Sur un tel sujet, d'autres (Zola, par exemple) auraient fait un drame accusateur, montrant à la fois, la malveillance, l'esprit du mal, l'ambition, la soif de richesses de certains aventuriers, et par contraste la crédulité et aussi la détresse des pauvres gens victimes de ces malfrats. Alphonse Daudet s'en tient au ton qu'il utile depuis le premier volume, la faconde méridionale, l'exagération, et la bonhomie mélangée à une certaine innocence. Seulement (on l'avait remarqué déjà sur les Alpes), une certaine amertume se fait jour. Au fur et à mesure que les évènements se retournent contre eux, nos Tarasconnais s'éloignent peu à peu de la caricature et deviennent des citoyens lambda : en fait, des victimes.

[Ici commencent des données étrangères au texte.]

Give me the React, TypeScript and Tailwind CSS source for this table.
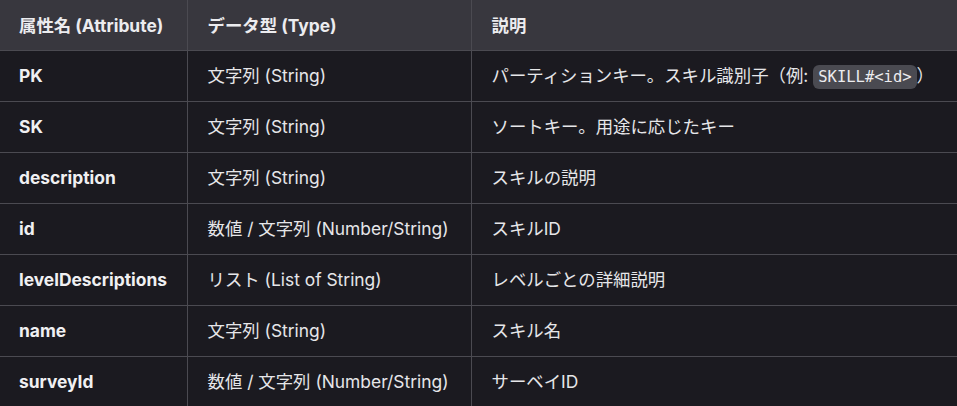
const rows: { attr: string; type: string; desc: React.ReactNode }[] = [
  {
    attr: "PK",
    type: "文字列 (String)",
    desc: (
      <>
        パーティションキー。スキル識別子（例:{" "}
        <code className="rounded-md bg-[#4a4a51] px-[5px] py-[3px] font-['DejaVu_Sans_Mono',monospace] text-[15.5px] text-[#ececef]">
          SKILL#&lt;id&gt;
        </code>
        ）
      </>
    ),
  },
  { attr: "SK", type: "文字列 (String)", desc: "ソートキー。用途に応じたキー" },
  { attr: "description", type: "文字列 (String)", desc: "スキルの説明" },
  { attr: "id", type: "数値 / 文字列 (Number/String)", desc: "スキルID" },
  { attr: "levelDescriptions", type: "リスト (List of String)", desc: "レベルごとの詳細説明" },
  { attr: "name", type: "文字列 (String)", desc: "スキル名" },
  { attr: "surveyId", type: "数値 / 文字列 (Number/String)", desc: "サーベイID" },
];

export default function App() {
  return (
    <div className="h-[406px] w-[957px] overflow-hidden bg-[#1b1a20] font-['Inter','Noto_Sans_CJK_JP',sans-serif] text-[17.4px]">
      <table className="w-[957px] table-fixed border-collapse">
        <colgroup>
          <col className="w-[187px]" />
          <col className="w-[284px]" />
          <col />
        </colgroup>
        <thead>
          <tr className="h-[50px] border-b border-[#4b4a51] bg-[#38373e] text-left text-[#ececef]">
            <th className="border-r border-[#4b4a51] pl-[19px] pr-1 pt-[2px] font-bold">属性名 (Attribute)</th>
            <th className="border-r border-[#4b4a51] pl-5 pr-1 pt-[2px] font-bold">データ型 (Type)</th>
            <th className="pl-5 pt-[2px] font-bold">説明</th>
          </tr>
        </thead>
        <tbody>
          {rows.map((r) => (
            <tr key={r.attr} className="h-[51px] border-b border-[#4b4a51] text-[#e6e6e9]">
              <td className="border-r border-[#4b4a51] pl-[19px] pr-1 pt-[2px] font-bold text-[#f0f0f2]">{r.attr}</td>
              <td className="border-r border-[#4b4a51] pl-5 pr-1 pt-[2px]">{r.type}</td>
              <td className="whitespace-nowrap pl-5 pt-[2px]">{r.desc}</td>
            </tr>
          ))}
        </tbody>
      </table>
    </div>
  );
}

Il faut tout le talent de Daudet pour garder ce ton de jovialité (qui au fil du temps se fait un peu forcé) tout au long de ce roman tragi-comique où Tartarin quitte peu à peu sa tenue de chasseur (la caricature) pour une tenue de civil (l'être humain qu'il est, et profondément). L'auteur aime ses personnages, c'est une réelle évidence. Et c'est avec regret qu'on quitte cette troupe de joyeux drilles, aux portraits un peu poussés, peut-être, mais pas tant que ça : des Tartarin, des Costecalde, des Bompard, je suis sûr qu'il y en a près de chez vous.
La Provence de Daudet, qui n'est pas celle de Pagnol, celle de Bosco, ou celle de Giono, est résumée en quelques ouvrages : « Les Lettres de mon moulin », la trilogie de « Tartarin », la première partie du « Petit Chose », et quelques contes issus des « Contes du lundi ». Cela suffit pour créer un univers, à la fois réaliste et réinventé, mais qui fait plaisir à voir, à entendre et à sentir. Carte postale ? Folklore ? Pourquoi pas, le folklore c'est une façon de rendre hommage à une culture. Et Alphonse Daudet le fait admirablement.